Por Lida Prypchan
Ambiente: Un salón. En él hay unos afiches mal pegados en una pared. Es un salón ocupado por unas cuantas mujeres descoloridas y despeinadas con expresión decadente en sus rostros.
En uno que otro afiche se ven mujeres con peinados de extrañas formas geométricas: triangular, rectangular, paralelepípedo y octagonal. Hay en este recinto algunas mujeres de pie y otras que están sentadas. Las primeras tienen una hipertrofia del pabellón auricular, o en otras palabras, un excesivo agrandamiento de los órganos auditivos. Las segundas tienen, más bien desarrollado, el alimento ideal de las que están de pie: un adiestrado órgano de la comunicación verbal.
Hay un hombre, también de pie, demasiado bien vestido, demasiado bien peinado, demasiado parlanchín para la ocasión y el tiempo que lo conocemos.
La descripción anterior se acopla a la intención de mostrar la idiosincrasia de algunas mujeres casadas.
Una de las presentes le dice a otra: “Mi marido es médico. Lo conocí cuando estudiaba el tercer semestre de la carrera. Mientras cursaba el octavo, vino a percatarse de lo maravillosa que yo era. Habiendo comenzado su galanteo, muy sutilmente le dije, llámame cuando te gradúes. En otra oportunidad, en vista de su insistencia, le recomendé que me buscara después de ganarse un premio de la lotería. Muy sinceramente me basaba en una antigua frase de mi madre: el matrimonio es una lotería”.
Otra asistente en la sala, que se encontraba atenta a los comentarios de aquella mujer, agregó: “Mi madre me dejó entrever, que los hombres no eran la maravilla que una mujer esperaría, pero que el matrimonio constituía una verdadera empresa para la mujer que quería hijos y no deseaba trabajar.
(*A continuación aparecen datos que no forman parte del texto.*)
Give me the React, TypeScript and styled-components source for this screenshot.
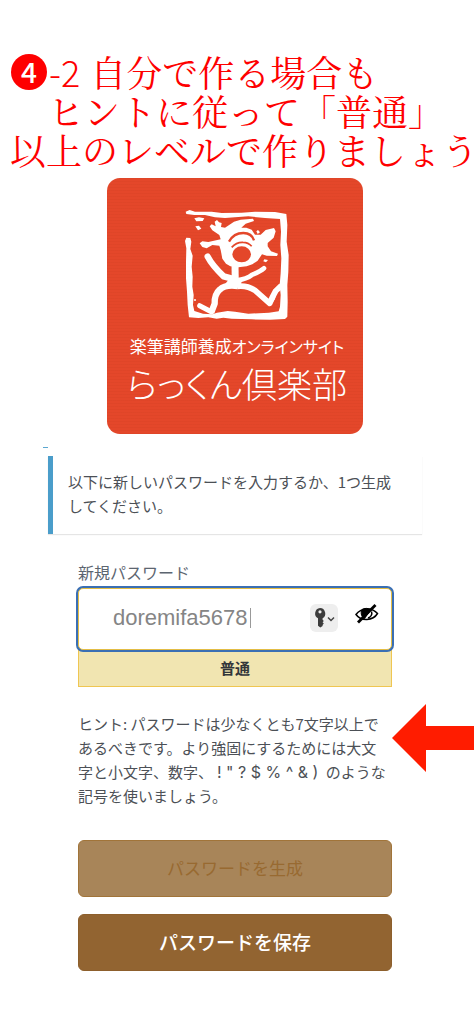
import React, { useState } from "react";
import styled, { createGlobalStyle, css } from "styled-components";

const GlobalStyle = createGlobalStyle`
  *, *::before, *::after { box-sizing: border-box; }
  body {
    margin: 0;
    background: #fff;
    color: #4c5056;
    font-family: "Noto Sans CJK JP", sans-serif;
    font-size: 15px;
    line-height: 24px;
    overflow-x: hidden;
  }
`;

const Page = styled.main`
  display: flex;
  flex-direction: column;
  padding: 52px 0 48px;
`;

const Headline = styled.h1`
  margin: 0;
  padding-left: 10px;
  color: #fe0000;
  font-family: "Noto Serif CJK JP", "Noto Sans CJK JP", serif;
  font-size: 36px;
  font-weight: 400;
  line-height: 39px;
  white-space: nowrap;
`;

const HeadlineRow = styled.span<{ $indent?: boolean }>`
  display: flex;
  align-items: center;
  padding-left: ${(p) => (p.$indent ? "38px" : "0")};
`;

const StepBadge = styled.span`
  display: inline-flex;
  align-items: center;
  justify-content: center;
  width: 36px;
  height: 36px;
  margin-left: 1px;
  background: #fe0000;
  border-radius: 50%;
  color: #fff;
  font-family: "Noto Sans CJK JP", sans-serif;
  font-size: 28px;
  font-weight: 500;
`;

const StepNumber = styled.span`
  margin: 0 10px 0 2px;
  font-family: "Noto Sans CJK JP", sans-serif;
  font-weight: 300;
`;

const Column = styled.div`
  display: flex;
  flex-direction: column;
  padding: 0 52px 0 48px;
`;

const LogoCard = styled.section`
  display: flex;
  flex-direction: column;
  align-items: center;
  align-self: center;
  width: 256px;
  max-width: 100%;
  height: 256px;
  margin-top: 9px;
  padding: 31px 0 0 4px;
  border-radius: 13px;
  background:
    repeating-linear-gradient(180deg, rgba(150, 40, 10, 0.06) 0 1px, transparent 1px 3px),
    #e4472a;
  color: #fff;
  white-space: nowrap;
  font-feature-settings: "palt";
`;

const Stamp = styled.svg`
  display: block;
  width: 105px;
  height: 113px;
`;

const LogoCaption = styled.span`
  margin-top: 11px;
  font-size: 17px;
  line-height: 26px;
`;

const LogoKana = styled.span`
  font-size: 16px;
`;

const LogoName = styled.span`
  font-size: 35px;
  font-weight: 300;
  line-height: 48px;
`;

const SkipLink = styled.a`
  display: block;
  width: 5px;
  height: 1px;
  margin: 13px 0 8px -5px;
  background: #5ba7d0;
`;

const Notice = styled.p`
  margin: 0;
  padding: 14px 24px 16px 15px;
  border-left: 5px solid #4a9dca;
  box-shadow: 0 1px 1px rgba(0, 0, 0, 0.1);
`;

const Form = styled.form`
  display: flex;
  flex-direction: column;
  padding: 26px 30px 0;
`;

const Label = styled.label`
  color: #5c6570;
  font-size: 16px;
  line-height: 24px;
`;

const Field = styled.div`
  position: relative;
  display: flex;
  align-items: center;
  height: 62px;
  margin-top: 4px;
  padding: 0 12px 2px 34px;
  border: 1px solid #e3bd45;
  border-radius: 5px;
  background: #fff;
  box-shadow: 0 0 0 2px #3a6fb4;
`;

const PasswordInput = styled.input`
  width: 137px;
  height: 32px;
  padding: 0;
  border: 0;
  outline: 0;
  background: transparent;
  color: #858585;
  caret-color: transparent;
  font-family: "Liberation Sans", Arial, sans-serif;
  font-size: 22px;
`;

const Caret = styled.span`
  width: 1px;
  height: 20px;
  background: #999;
`;

const FieldActions = styled.div`
  display: flex;
  align-items: center;
  gap: 17px;
  margin-left: auto;
`;

const iconReset = css`
  display: flex;
  align-items: center;
  justify-content: center;
  padding: 0;
  border: 0;
`;

const KeyButton = styled.button`
  ${iconReset}
  width: 28px;
  height: 28px;
  border-radius: 6px;
  background: #eee;
`;

const EyeButton = styled.button`
  ${iconReset}
  width: 24px;
  height: 28px;
  background: transparent;
`;

const EyeIcon = styled.svg`
  width: 24px;
  height: 20px;
  margin-bottom: 8px;
`;

const Strength = styled.div`
  height: 37px;
  border: 1px solid #efc652;
  background: #f1e5b1;
  color: #33363a;
  font-weight: 700;
  line-height: 34px;
  text-align: center;
`;

const HintArea = styled.div`
  position: relative;
  margin-top: 25px;
`;

const Hint = styled.p`
  margin: 0;
  padding-right: 4px;
`;

const Symbols = styled.span`
  padding: 0 4px;
  font-family: Inter, sans-serif;
  font-size: 16px;
`;

const PointerArrow = styled.svg`
  position: absolute;
  top: -8px;
  left: 100%;
  width: 82px;
  height: 68px;
`;

const Button = styled.button<{ $muted?: boolean }>`
  height: 57px;
  padding: 0 0 3px;
  border: 1px solid ${(p) => (p.$muted ? "#a17439" : "#8d5f2c")};
  border-radius: 6px;
  background: ${(p) => (p.$muted ? "#a88559" : "#926431")};
  color: ${(p) => (p.$muted ? "#986a31" : "#fff")};
  font-family: inherit;
  font-size: ${(p) => (p.$muted ? "17px" : "19px")};
  font-weight: ${(p) => (p.$muted ? 400 : 500)};
`;

const Actions = styled.div`
  display: flex;
  flex-direction: column;
  gap: 17px;
  margin-top: 32px;
`;

function StampMark() {
  return (
    <Stamp viewBox="30 42 315 339" fill="#fff" aria-hidden="true">
      <path d="M32 50 44 45 60 50 110 50 140 54 200 53 240 50 300 51 334 57 337 90 335 140 341 180 340 230 337 270 338 320 337 365 330 372 285 374 230 373 170 371 145 368 125 371 100 367 70 369 42 367 38 330 36 290 33 250 33 200 34 160 30 138 34 128 46 129 49 140 46 162 53 182 50 215 53 245 52 275 56 300 54 330 58 348 84 356 112 358 126 353 158 348 180 350 220 356 282 353 311 349 315 335 317 300 314 270 317 235 319 190 316 150 318 110 315 72 270 69 220 64 150 69 120 67 90 60 58 60 34 57Z" />
      <path d="M150 98 177 80 197 74 234 71 237 78 212 86 199 98 214 98 230 104 240 119 257 119 272 105 297 99 302 109 296 128 278 144 278 154 288 169 309 176 306 183 275 182 261 178 248 197 232 208 215 214 190 217 166 214 153 206 142 191 137 165 133 152 112 150 95 160 82 156 74 145 82 139 100 141 137 133 133 120 112 106 104 94 110 88 122 94 119 80 126 75 132 82 140 84 138 96Z" />
      <g fill="none" stroke="#fff" strokeLinejoin="round">
        <path d="M180 208 181 270" strokeWidth="21" />
        <path d="M98 185Q112 212 146 244L180 253" strokeWidth="19" strokeLinecap="round" />
        <path d="M267 220Q256 230 232 239Q215 253 184 256" strokeWidth="14" strokeLinecap="round" />
        <path d="M188 273Q150 268 134 284Q118 298 119 326L109 352" strokeWidth="19" />
        <path d="M186 274Q216 270 240 286L284 325Q292 306 302 288L319 272" strokeWidth="17" />
        <path d="M74 332 110 351" strokeWidth="15" strokeLinecap="round" />
      </g>
      <path d="M160 255 202 255 198 266 216 276 160 278 148 270Z" />
      <path d="M282 312 306 286 300 312 286 333 270 322Z" />
      <g fill="none" stroke="#e4472a" strokeWidth="7">
        <path d="M162 140Q176 114 205 114Q230 114 237 136" />
        <path d="M170 157Q184 141 204 142Q220 142 230 154" strokeWidth="5" />
      </g>
      <ellipse cx="200" cy="178" rx="28" ry="24" fill="#e4472a" />
      <path d="M58 70 72 67 88 70 83 78 64 79Z" />
      <path d="M61 94 72 92 79 101 69 106Z" />
      <path d="M244 109 249 105 255 112 248 117Z" />
      <path d="M268 193 279 195 273 202 265 199Z" />
      <circle cx="60" cy="315" r="3" />
    </Stamp>
  );
}

export default function App() {
  const [password, setPassword] = useState("doremifa5678");
  return (
    <>
      <GlobalStyle />
      <Page>
        <Headline>
          <HeadlineRow>
            <StepBadge>4</StepBadge>
            <StepNumber>-2</StepNumber>自分で作る場合も
          </HeadlineRow>
          <HeadlineRow $indent>ヒントに従って「普通」</HeadlineRow>
          <HeadlineRow>以上のレベルで作りましょう</HeadlineRow>
        </Headline>
        <Column>
          <LogoCard>
            <StampMark />
            <LogoCaption>
              楽筆講師養成<LogoKana>オンラインサイト</LogoKana>
            </LogoCaption>
            <LogoName>らっくん倶楽部</LogoName>
          </LogoCard>
          <SkipLink href="#password" aria-label="らっくん倶楽部" />
          <Notice>以下に新しいパスワードを入力するか、1つ生成してください。</Notice>
          <Form onSubmit={(e) => e.preventDefault()}>
            <Label htmlFor="password">新規パスワード</Label>
            <Field>
              <PasswordInput
                id="password"
                type="text"
                value={password}
                onChange={(e) => setPassword(e.target.value)}
              />
              <Caret />
              <FieldActions>
                <KeyButton type="button" aria-label="キー">
                  <svg width="24" height="22" viewBox="0 0 24 22" fill="none">
                    <path
                      fill="#3c3c3c"
                      fillRule="evenodd"
                      d="M8 1a5.5 5.5 0 0 1 2.6 10.2v1.6l1.2 1.2-1.2 1.3 1.2 1.3-1.2 1.3v1.2L8.3 20.5 6 18.700v-7.400A5.500 5.500 0 0 1 8 1Zm0 2.200a1.600 1.600 0 1 0 0 3.200 1.600 1.600 0 0 0 0-3.200Z"
                    />
                    <path d="m16 10.500 3 3 3-3" stroke="#444" strokeWidth="1.500" />
                  </svg>
                </KeyButton>
                <EyeButton type="button" aria-label="パスワードを隠す">
                  <EyeIcon viewBox="0 0 24 20" fill="none" stroke="#000">
                    <path d="M1 10.500C6 3.500 17 3 22.500 9.500 18 17 6 17.500 1 10.500Z" strokeWidth="1.500" />
                    <path d="M7 5.500c-2 4 0 8 2.500 9L16 5.500C13 4 9.500 4 7 5.500Z" fill="#000" />
                    <path d="M16.500 7.500c1 3-.5 5.500-3.500 6.500" strokeWidth="1.500" />
                    <path d="M3 18.500 20.500 1" strokeWidth="2.800" />
                  </EyeIcon>
                </EyeButton>
              </FieldActions>
            </Field>
            <Strength>普通</Strength>
            <HintArea>
              <Hint>
                ヒント: パスワードは少なくとも7文字以上であるべきです。より強固にするためには大文字と小文字、数字、
                <Symbols>! " ? $ % ^ &amp; )</Symbols> のような記号を使いましょう。
              </Hint>
              <PointerArrow viewBox="0 0 82 68" aria-hidden="true">
                <path fill="#ff1c00" d="M0 34 34 0v22h48v24H34v22Z" />
              </PointerArrow>
            </HintArea>
            <Actions>
              <Button type="button" $muted>
                パスワードを生成
              </Button>
              <Button type="submit">パスワードを保存</Button>
            </Actions>
          </Form>
        </Column>
      </Page>
    </>
  );
}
A mí particularmente, me parece absurdo subestimar al matrimonio como una mera empresa con un fin económico”.
Personalmente en algunas ocasiones, el matrimonio me parece desventajoso para la mujer que trabaja y desea superarse, ya que no sólo debe desempeñarse profesionalmente, sino que tiene muchas veces que educar a los niños y ocuparse de su consorte como si fuese un niño más en la casa (en caso de no contar con la colaboración de su pareja en las labores cotidianas). Supongo que en algunos de estos aspectos, ha cambiado un número considerable de hombres.
También creo absurda, la posición de las mujeres que repiten incesantemente: “porque mi marido y mi marido… él es… y gana tanto… y piensa de esta manera…”. Observo esta característica, como una demostración de vacío y falta de proyecto personal. Es de alguna manera vivir una vida ajena.” A este tipo de mujeres, yo las llamo “profesionales del matrimonio”.
Son como un caso que conocí, de dos hermanas cuyo padre las incentivó, por no decir las obligó, a aprender inglés, francés, tocar cuatro, maracas y guitarra. Y cada tres meses hacía una fiestecita en su casa y ponía a las pobres hermanitas a cantar hasta el aburrimiento de todos los asistentes. Luego el señor se jactaba de que sus hijas eran un tremendo partido. Yo me preguntaba: ¿es necesario aprender tanto cuatro y tanta maraca, para lavar platos y fregar pisos?
Las profesionales del matrimonio son aquellas que cocinan de maravilla, que se ríen cuando hay que reírse para complacer, que no piensan sino en los éxitos de su esposo, que se quejan del aumento del kilo de papas, que no les gusta leer y que prefieren no pensar mucho.
Esta última característica es uno de los pocos rasgos de inteligencia que tienen… pero es un rasgo que se les presenta no por convicción, ni después de un profundo análisis de la forma en que hay que tomar la vida, sino por conformismo.
Entre ellas hay mujeres que antes de casarse eran unas y después de casarse se convierten en otras personas distintas. Es como si se creyesen más importantes. Y la importancia que sienten no es propia, sino que depende de con quién se casen.
Esta constelación de características con que se tipifican, es el síndrome de la mujer casada.